Check each line of the material below, and copy it if it holds the string "React".

-- START --

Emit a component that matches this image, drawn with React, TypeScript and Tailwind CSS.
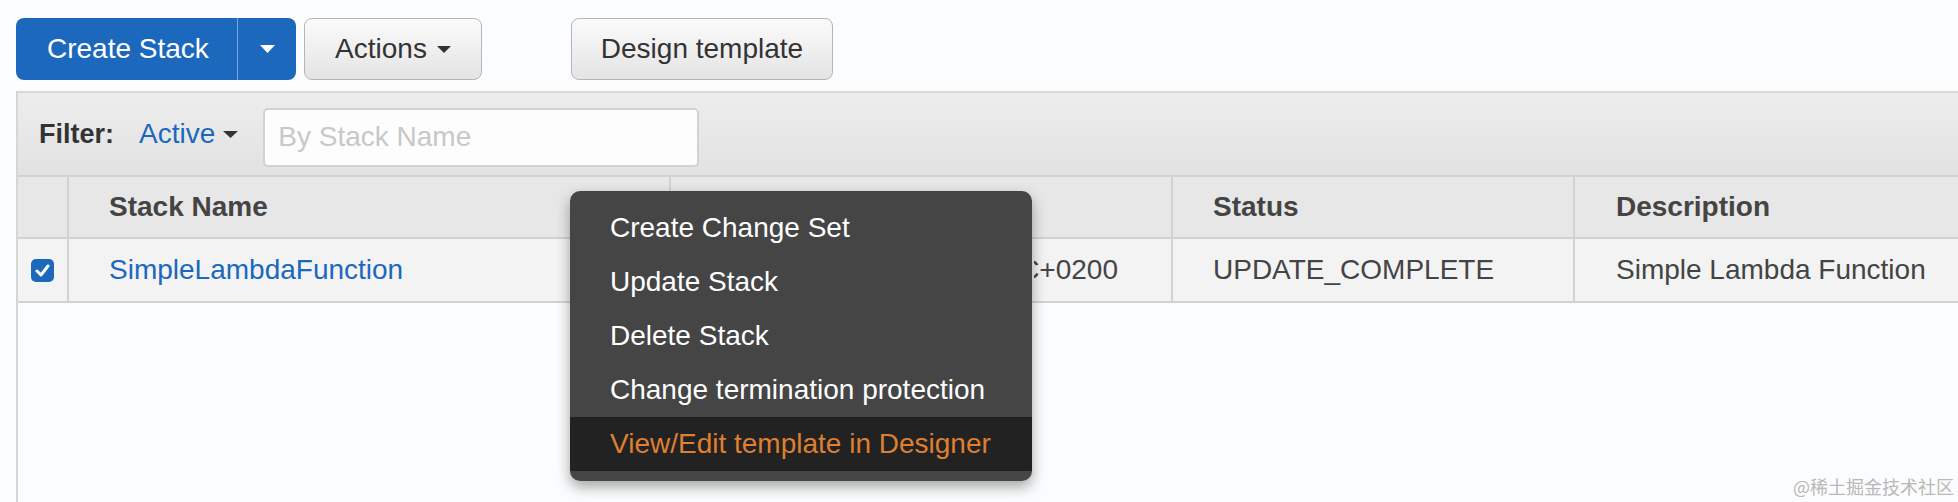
import React from "react";

const Caret = ({ color, w = 15, h = 8 }: { color: string; w?: number; h?: number }) => (
  <svg width={w} height={h} viewBox={`0 0 ${w} ${h}`} className="block">
    <polygon points={`0,0 ${w},0 ${w / 2},${h}`} fill={color} />
  </svg>
);

const menuItems = [
  "Create Change Set",
  "Update Stack",
  "Delete Stack",
  "Change termination protection",
];

export default function App() {
  return (
    <div className="relative w-[1958px] h-[502px] overflow-hidden bg-[#fbfcfd] font-['Liberation_Sans',Arial,sans-serif] text-[28px] text-[#444]">
      {/* Toolbar */}
      <div className="flex items-start pt-[18px] pl-4">
        <div className="flex h-[62px] w-[280px] rounded-[8px] bg-[#1b68bd] text-white">
          <div className="flex w-[221px] items-center pl-[31px]">Create Stack</div>
          <div className="w-px bg-[#7aa5d8]" />
          <div className="flex flex-1 items-center justify-center">
            <Caret color="#ffffff" />
          </div>
        </div>
        <div className="ml-2 flex h-[62px] w-[178px] items-center justify-center gap-[10px] rounded-[8px] border border-[#b5b5b5] bg-gradient-to-b from-[#fbfbfb] to-[#e4e4e4] text-[#333]">
          <span>Actions</span>
          <Caret color="#333333" w={14} h={7} />
        </div>
        <div className="ml-[89px] flex h-[62px] w-[262px] items-center justify-center rounded-[8px] border border-[#b5b5b5] bg-gradient-to-b from-[#fbfbfb] to-[#e4e4e4] text-[#333]">
          Design template
        </div>
      </div>

      {/* Table container */}
      <div className="ml-4 mt-[11px] h-[420px] border-l-2 border-[#d6d6d6]">
        {/* Filter bar */}
        <div className="flex h-[84px] items-center border-t-2 border-[#d8d8d8] bg-gradient-to-b from-[#ededed] to-[#e2e2e2]">
          <span className="ml-[21px] text-[27px] font-bold text-[#333]">Filter:</span>
          <span className="ml-[25px] text-[#1b68bd]">Active</span>
          <span className="ml-[8px]">
            <Caret color="#333333" w={15} h={7} />
          </span>
          <div className="ml-[25px] mt-[6px] flex h-[59px] w-[436px] items-center rounded-[5px] border-2 border-[#d2d2d2] bg-[#fdfdfd] pl-[13px] text-[#c8c8c8]">
            By Stack Name
          </div>
        </div>

        {/* Header row */}
        <div className="grid h-[64px] grid-cols-[49px_602px_502px_402px_1fr] border-b-2 border-t-2 border-[#d2d2d2] bg-[#e7e7e7] font-bold">
          <div />
          <div className="flex items-center border-l-2 border-[#d2d2d2] pl-[40px]">Stack Name</div>
          <div className="border-l-2 border-[#d2d2d2]" />
          <div className="flex items-center border-l-2 border-[#d2d2d2] pl-[40px]">Status</div>
          <div className="flex items-center border-l-2 border-[#d2d2d2] pl-[41px]">Description</div>
        </div>

        {/* Data row */}
        <div className="grid h-[64px] grid-cols-[49px_602px_502px_402px_1fr] border-b-2 border-[#d2d2d2] bg-[#f3f3f3]">
          <div className="flex items-center justify-center">
            <div className="flex h-[23px] w-[23px] items-center justify-center rounded-[5px] bg-[#1b68bd]">
              <svg width="15" height="13" viewBox="0 0 15 13">
                <path d="M2 7 L6 11 L13 2" stroke="#ffffff" strokeWidth="3" fill="none" strokeLinecap="round" strokeLinejoin="round" />
              </svg>
            </div>
          </div>
          <div className="flex items-center border-l-2 border-[#d2d2d2] pl-[40px] text-[#1b68bd]">SimpleLambdaFunction</div>
          <div className="flex items-center justify-end border-l-2 border-[#d2d2d2] pr-[53px]">
            <div className="flex w-[84px] justify-end overflow-hidden whitespace-nowrap">C+0200</div>
          </div>
          <div className="flex items-center border-l-2 border-[#d2d2d2] pl-[40px]">UPDATE_COMPLETE</div>
          <div className="flex items-center border-l-2 border-[#d2d2d2] pl-[41px]">Simple Lambda Function</div>
        </div>
      </div>

      {/* Context menu */}
      <div className="absolute left-[570px] top-[191px] w-[462px] rounded-[10px] bg-[#454545] py-[10px] text-white shadow-[0_6px_14px_rgba(0,0,0,0.35)]">
        {menuItems.map((item) => (
          <div key={item} className="flex h-[54px] items-center pl-[40px]">
            {item}
          </div>
        ))}
        <div className="flex h-[54px] items-center bg-[#222222] pl-[40px] text-[#de7f31]">
          View/Edit template in Designer
        </div>
      </div>

      {/* Watermark */}
      <div className="absolute left-[1793px] top-[474px] font-['Noto_Sans_CJK_SC',sans-serif] text-[18px] leading-[24px] text-[#b8b8b8]">
        @稀土掘金技术社区
      </div>
    </div>
  );
}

-- END --

CORRECT RESPONSE
Emit a component that matches this image, drawn with React, TypeScript and Tailwind CSS.
import React from "react";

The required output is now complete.